- _Available data_
****
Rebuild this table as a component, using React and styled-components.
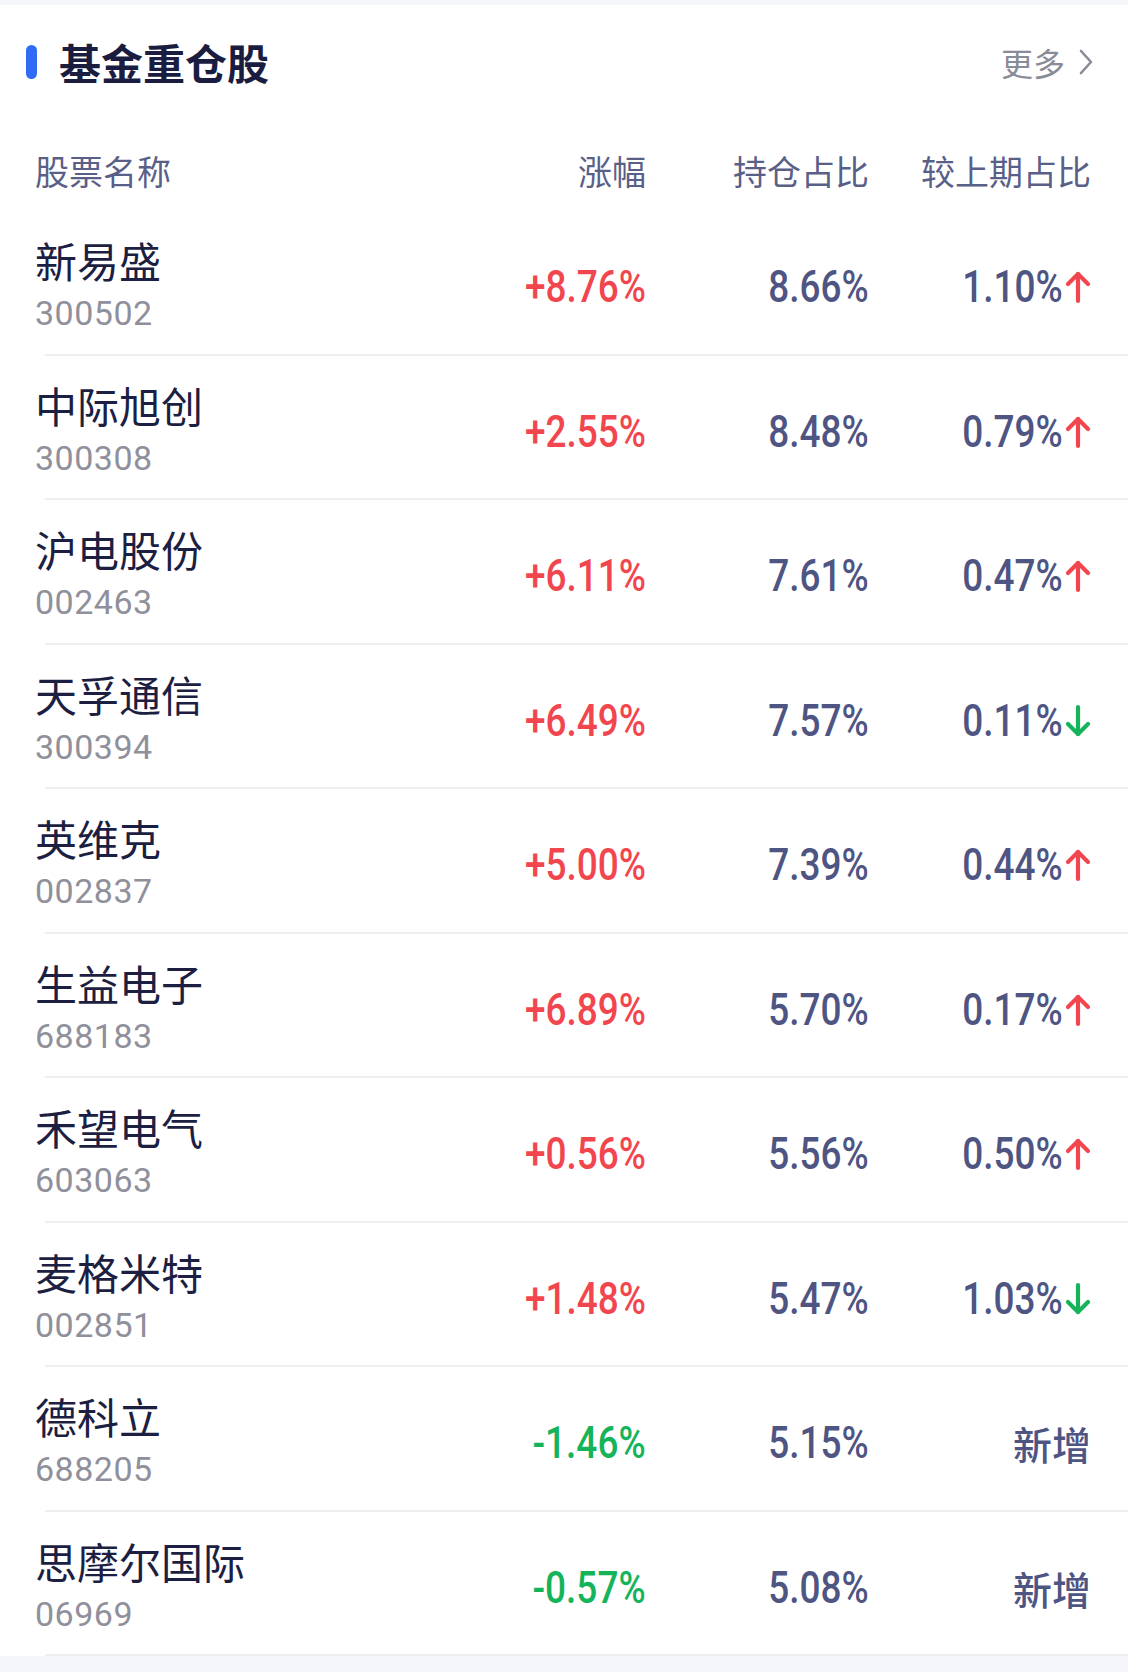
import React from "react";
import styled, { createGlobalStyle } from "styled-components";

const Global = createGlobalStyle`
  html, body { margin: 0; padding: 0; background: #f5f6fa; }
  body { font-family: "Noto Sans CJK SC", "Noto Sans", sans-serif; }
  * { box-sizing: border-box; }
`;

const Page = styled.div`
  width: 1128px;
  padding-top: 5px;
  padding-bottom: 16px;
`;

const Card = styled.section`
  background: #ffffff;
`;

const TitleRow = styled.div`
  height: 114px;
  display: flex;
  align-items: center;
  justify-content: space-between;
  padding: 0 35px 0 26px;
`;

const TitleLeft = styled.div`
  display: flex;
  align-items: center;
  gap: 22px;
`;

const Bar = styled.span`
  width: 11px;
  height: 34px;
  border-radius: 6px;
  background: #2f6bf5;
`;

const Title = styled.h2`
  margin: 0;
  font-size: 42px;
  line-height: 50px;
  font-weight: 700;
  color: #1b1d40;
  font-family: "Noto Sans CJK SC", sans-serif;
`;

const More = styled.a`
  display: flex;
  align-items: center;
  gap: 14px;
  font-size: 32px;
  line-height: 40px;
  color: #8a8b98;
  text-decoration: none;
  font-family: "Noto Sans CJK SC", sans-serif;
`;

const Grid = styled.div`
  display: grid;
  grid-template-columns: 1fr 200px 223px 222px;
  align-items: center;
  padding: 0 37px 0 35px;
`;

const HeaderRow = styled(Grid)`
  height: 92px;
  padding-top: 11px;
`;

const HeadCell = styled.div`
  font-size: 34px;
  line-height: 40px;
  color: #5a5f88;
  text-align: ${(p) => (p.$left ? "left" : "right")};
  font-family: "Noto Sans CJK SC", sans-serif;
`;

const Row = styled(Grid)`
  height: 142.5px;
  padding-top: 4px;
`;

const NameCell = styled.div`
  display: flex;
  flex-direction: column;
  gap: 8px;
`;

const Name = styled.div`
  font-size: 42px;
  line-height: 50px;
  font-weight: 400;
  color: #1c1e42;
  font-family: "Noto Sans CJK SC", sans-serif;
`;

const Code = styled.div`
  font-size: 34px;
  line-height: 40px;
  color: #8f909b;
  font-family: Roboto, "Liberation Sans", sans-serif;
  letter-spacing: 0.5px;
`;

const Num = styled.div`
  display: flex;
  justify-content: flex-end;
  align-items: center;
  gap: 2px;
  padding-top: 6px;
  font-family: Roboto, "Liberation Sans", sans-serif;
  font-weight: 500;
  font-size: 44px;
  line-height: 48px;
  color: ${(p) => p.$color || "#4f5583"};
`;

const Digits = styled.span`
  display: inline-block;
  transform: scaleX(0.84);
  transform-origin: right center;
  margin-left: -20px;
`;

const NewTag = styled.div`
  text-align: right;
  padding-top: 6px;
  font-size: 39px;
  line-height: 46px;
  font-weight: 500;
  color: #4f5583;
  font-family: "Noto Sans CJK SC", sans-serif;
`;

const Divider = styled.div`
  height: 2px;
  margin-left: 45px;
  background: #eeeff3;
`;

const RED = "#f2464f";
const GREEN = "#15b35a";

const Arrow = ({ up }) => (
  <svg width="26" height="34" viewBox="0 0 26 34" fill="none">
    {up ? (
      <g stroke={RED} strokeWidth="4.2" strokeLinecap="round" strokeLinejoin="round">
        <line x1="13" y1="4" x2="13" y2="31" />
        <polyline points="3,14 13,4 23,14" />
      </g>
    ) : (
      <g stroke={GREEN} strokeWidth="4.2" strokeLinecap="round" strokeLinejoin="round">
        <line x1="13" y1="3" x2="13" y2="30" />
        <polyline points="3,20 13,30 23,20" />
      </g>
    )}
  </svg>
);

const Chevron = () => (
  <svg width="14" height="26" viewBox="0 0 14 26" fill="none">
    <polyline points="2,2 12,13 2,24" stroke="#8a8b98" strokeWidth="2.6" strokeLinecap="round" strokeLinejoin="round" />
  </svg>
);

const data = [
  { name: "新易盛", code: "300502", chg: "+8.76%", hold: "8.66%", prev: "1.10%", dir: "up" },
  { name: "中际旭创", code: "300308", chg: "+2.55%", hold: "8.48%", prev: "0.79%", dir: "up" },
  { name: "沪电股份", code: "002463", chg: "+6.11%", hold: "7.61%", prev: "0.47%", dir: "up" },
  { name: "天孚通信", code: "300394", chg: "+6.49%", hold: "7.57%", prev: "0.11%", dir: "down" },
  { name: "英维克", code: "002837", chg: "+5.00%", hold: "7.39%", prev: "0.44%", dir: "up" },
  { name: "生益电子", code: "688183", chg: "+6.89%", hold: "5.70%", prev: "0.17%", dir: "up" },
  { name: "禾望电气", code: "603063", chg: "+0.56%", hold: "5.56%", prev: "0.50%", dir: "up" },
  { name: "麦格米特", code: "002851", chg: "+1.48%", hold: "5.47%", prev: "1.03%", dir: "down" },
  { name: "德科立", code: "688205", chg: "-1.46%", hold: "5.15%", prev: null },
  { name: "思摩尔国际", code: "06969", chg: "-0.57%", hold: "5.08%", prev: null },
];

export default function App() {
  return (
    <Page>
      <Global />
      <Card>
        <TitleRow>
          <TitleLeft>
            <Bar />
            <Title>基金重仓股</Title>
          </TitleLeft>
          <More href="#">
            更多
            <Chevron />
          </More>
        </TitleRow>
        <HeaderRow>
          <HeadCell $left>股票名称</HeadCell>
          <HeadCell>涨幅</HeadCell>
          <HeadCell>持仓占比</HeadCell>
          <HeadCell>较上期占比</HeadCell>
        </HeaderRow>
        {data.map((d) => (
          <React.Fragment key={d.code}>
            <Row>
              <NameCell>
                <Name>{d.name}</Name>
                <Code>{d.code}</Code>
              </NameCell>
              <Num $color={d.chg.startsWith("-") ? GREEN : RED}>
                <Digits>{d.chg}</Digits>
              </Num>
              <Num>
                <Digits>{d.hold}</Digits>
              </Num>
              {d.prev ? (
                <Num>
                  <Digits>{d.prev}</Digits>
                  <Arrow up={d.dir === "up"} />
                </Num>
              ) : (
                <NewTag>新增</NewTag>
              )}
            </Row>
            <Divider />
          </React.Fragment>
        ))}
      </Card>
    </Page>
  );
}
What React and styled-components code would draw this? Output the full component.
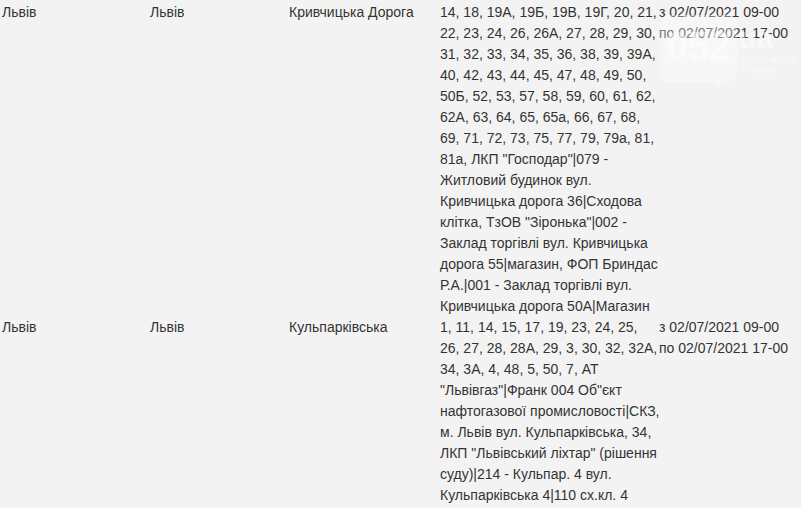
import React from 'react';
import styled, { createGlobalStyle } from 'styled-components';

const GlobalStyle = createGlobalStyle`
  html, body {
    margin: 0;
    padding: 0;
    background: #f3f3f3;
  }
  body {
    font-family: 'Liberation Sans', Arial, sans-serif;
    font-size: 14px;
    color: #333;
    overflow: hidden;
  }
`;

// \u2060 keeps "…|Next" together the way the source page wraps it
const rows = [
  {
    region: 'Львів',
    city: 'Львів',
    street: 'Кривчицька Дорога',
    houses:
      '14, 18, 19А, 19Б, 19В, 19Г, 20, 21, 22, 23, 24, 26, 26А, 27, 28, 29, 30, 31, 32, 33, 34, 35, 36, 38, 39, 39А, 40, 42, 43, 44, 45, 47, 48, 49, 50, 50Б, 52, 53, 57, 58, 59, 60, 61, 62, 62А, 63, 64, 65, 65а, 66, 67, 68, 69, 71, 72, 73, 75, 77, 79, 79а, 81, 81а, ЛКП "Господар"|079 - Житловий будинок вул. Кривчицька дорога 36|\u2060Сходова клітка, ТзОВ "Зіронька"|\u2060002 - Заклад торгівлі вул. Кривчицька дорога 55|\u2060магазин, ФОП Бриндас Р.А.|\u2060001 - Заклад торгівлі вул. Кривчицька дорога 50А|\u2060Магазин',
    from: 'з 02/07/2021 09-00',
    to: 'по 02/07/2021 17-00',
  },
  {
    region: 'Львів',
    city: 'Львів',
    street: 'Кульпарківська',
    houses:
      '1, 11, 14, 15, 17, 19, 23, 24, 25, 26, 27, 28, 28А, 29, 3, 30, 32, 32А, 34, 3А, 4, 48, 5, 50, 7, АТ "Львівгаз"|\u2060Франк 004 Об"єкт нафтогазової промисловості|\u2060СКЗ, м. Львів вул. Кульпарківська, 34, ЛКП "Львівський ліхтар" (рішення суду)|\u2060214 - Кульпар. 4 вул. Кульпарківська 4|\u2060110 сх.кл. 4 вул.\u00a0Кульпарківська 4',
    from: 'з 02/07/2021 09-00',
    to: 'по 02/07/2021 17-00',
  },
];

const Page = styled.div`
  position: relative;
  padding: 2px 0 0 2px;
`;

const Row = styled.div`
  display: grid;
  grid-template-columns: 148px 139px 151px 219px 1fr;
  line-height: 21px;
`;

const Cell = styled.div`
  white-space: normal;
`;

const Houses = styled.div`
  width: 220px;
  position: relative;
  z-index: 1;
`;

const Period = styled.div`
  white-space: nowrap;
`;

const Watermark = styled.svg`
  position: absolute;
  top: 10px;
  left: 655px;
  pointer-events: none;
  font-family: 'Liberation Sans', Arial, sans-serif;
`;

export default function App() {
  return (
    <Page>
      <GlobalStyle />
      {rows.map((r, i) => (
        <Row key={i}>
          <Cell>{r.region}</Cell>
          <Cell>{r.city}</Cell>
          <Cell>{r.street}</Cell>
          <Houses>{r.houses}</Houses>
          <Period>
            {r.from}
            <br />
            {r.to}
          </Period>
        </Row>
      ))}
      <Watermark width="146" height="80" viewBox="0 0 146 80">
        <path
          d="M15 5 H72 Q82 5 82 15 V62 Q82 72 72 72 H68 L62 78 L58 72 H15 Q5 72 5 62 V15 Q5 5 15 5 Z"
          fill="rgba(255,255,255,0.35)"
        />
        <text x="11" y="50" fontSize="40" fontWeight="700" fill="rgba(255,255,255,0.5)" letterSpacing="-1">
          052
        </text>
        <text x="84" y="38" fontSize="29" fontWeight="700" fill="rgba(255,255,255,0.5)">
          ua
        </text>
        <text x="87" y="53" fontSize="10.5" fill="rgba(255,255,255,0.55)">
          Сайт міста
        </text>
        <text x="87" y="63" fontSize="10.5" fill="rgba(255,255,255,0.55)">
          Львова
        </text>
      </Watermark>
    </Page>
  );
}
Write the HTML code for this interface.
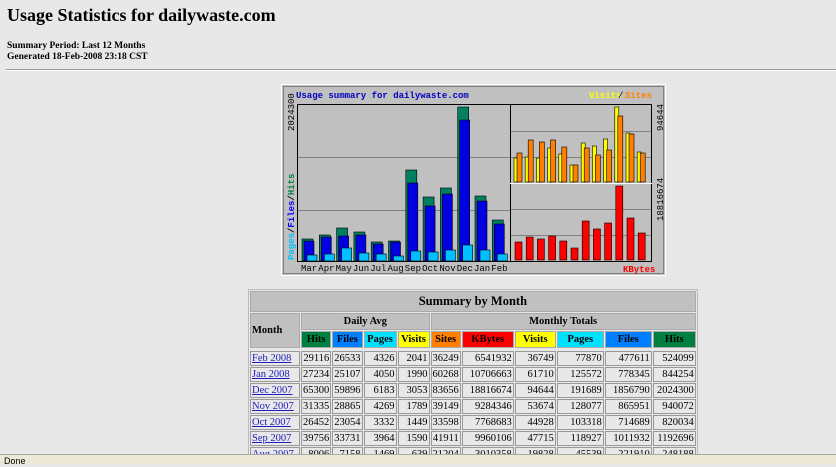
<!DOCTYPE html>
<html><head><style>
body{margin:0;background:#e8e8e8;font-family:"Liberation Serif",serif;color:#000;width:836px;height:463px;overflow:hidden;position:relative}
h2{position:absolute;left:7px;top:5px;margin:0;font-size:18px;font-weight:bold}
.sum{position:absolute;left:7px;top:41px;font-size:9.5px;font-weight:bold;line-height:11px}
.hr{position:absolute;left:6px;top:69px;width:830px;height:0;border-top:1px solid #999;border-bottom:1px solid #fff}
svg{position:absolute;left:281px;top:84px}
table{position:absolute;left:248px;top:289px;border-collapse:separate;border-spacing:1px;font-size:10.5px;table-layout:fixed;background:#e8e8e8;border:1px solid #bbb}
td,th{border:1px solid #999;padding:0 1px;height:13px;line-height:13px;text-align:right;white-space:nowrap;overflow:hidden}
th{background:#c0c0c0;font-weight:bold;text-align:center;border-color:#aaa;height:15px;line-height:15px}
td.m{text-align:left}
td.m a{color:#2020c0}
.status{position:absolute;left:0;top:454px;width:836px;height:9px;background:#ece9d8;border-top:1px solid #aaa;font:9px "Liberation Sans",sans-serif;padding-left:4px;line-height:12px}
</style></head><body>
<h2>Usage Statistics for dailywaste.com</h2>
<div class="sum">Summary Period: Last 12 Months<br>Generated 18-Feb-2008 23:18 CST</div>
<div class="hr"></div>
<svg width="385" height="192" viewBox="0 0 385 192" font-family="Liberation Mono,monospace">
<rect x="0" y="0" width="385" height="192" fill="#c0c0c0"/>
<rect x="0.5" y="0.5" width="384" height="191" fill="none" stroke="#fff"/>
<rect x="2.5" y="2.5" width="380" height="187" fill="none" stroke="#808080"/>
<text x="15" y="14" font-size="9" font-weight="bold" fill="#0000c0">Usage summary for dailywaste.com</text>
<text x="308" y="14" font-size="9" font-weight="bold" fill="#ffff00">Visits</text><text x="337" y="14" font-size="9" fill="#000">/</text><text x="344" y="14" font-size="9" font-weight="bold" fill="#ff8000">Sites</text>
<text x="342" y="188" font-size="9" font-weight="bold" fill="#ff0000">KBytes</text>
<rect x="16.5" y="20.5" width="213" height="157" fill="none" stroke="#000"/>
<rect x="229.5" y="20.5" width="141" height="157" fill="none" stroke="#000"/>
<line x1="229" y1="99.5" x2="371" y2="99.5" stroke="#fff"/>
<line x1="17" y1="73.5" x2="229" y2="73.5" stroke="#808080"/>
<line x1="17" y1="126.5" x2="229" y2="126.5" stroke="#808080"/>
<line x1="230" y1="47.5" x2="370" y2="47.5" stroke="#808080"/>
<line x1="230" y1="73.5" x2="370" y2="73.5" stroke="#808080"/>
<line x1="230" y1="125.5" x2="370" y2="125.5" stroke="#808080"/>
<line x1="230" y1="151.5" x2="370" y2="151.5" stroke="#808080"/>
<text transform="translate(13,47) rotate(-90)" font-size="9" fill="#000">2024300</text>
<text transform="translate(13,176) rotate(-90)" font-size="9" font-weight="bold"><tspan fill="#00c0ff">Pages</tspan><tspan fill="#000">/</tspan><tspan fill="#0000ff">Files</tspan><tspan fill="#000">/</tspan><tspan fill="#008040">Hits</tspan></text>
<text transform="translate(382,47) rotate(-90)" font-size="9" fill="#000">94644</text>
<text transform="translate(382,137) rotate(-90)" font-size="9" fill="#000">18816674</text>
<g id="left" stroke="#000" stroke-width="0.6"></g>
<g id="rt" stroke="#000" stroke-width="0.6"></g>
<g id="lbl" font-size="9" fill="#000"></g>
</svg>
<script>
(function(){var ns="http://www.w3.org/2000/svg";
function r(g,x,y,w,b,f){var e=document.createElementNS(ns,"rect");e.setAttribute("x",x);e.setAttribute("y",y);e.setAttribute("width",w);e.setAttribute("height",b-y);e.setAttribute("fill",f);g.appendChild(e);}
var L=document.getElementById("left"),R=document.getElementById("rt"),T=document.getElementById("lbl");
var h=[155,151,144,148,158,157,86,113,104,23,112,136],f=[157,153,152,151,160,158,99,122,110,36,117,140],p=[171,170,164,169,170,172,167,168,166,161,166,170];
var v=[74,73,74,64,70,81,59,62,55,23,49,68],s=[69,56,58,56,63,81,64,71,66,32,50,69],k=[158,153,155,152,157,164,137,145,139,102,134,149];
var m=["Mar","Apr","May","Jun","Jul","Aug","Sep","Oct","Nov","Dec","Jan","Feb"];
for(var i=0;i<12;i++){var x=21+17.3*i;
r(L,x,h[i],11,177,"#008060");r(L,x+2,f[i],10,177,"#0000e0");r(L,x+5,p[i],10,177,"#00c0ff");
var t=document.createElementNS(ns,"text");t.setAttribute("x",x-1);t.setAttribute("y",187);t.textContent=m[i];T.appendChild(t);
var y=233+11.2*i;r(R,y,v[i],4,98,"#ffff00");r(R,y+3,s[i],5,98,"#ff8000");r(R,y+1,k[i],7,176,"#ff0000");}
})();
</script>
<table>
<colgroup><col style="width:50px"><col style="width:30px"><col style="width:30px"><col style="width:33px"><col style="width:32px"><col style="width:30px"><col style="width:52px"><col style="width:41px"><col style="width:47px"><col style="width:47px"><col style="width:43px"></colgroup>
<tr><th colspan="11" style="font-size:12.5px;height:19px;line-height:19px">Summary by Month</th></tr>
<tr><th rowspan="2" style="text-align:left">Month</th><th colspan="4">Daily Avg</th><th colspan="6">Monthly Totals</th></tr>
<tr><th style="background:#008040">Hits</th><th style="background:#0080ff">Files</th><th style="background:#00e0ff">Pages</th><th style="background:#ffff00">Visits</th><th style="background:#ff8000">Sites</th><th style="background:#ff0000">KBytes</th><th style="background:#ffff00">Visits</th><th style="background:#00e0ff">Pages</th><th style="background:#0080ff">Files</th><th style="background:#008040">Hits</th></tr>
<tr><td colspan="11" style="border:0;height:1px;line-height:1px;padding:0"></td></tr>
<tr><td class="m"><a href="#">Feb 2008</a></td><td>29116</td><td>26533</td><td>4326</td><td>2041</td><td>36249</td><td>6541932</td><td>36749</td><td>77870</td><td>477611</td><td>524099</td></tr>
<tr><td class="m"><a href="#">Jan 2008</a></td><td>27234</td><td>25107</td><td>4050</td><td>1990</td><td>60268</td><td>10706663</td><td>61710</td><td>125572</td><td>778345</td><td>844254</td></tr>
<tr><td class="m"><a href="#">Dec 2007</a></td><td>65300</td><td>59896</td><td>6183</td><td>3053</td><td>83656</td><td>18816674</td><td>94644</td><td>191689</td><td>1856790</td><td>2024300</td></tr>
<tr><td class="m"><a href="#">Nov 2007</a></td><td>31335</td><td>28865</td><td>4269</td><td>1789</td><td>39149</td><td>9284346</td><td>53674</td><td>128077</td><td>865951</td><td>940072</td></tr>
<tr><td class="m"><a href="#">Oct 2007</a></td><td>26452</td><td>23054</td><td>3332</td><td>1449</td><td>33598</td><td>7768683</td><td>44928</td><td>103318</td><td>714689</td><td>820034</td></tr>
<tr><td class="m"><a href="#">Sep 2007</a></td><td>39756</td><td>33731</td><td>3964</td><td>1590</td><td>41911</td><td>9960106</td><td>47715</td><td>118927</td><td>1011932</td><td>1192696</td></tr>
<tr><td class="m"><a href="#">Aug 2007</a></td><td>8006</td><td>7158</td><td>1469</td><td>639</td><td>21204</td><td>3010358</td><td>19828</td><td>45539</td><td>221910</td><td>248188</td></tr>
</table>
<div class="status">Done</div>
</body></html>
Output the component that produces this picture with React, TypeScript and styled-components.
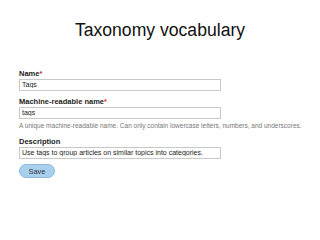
****
- _Task goal_
Collect the complete line wherever the string "components" appears in the records.

- _Solution for this task_
Rebuild this table as a component, using React and styled-components.
import styled, { createGlobalStyle } from "styled-components";
What React and styled-components code would draw this? Output the full component.
import styled, { createGlobalStyle } from 'styled-components';
Output the component that produces this picture with React, TypeScript and styled-components.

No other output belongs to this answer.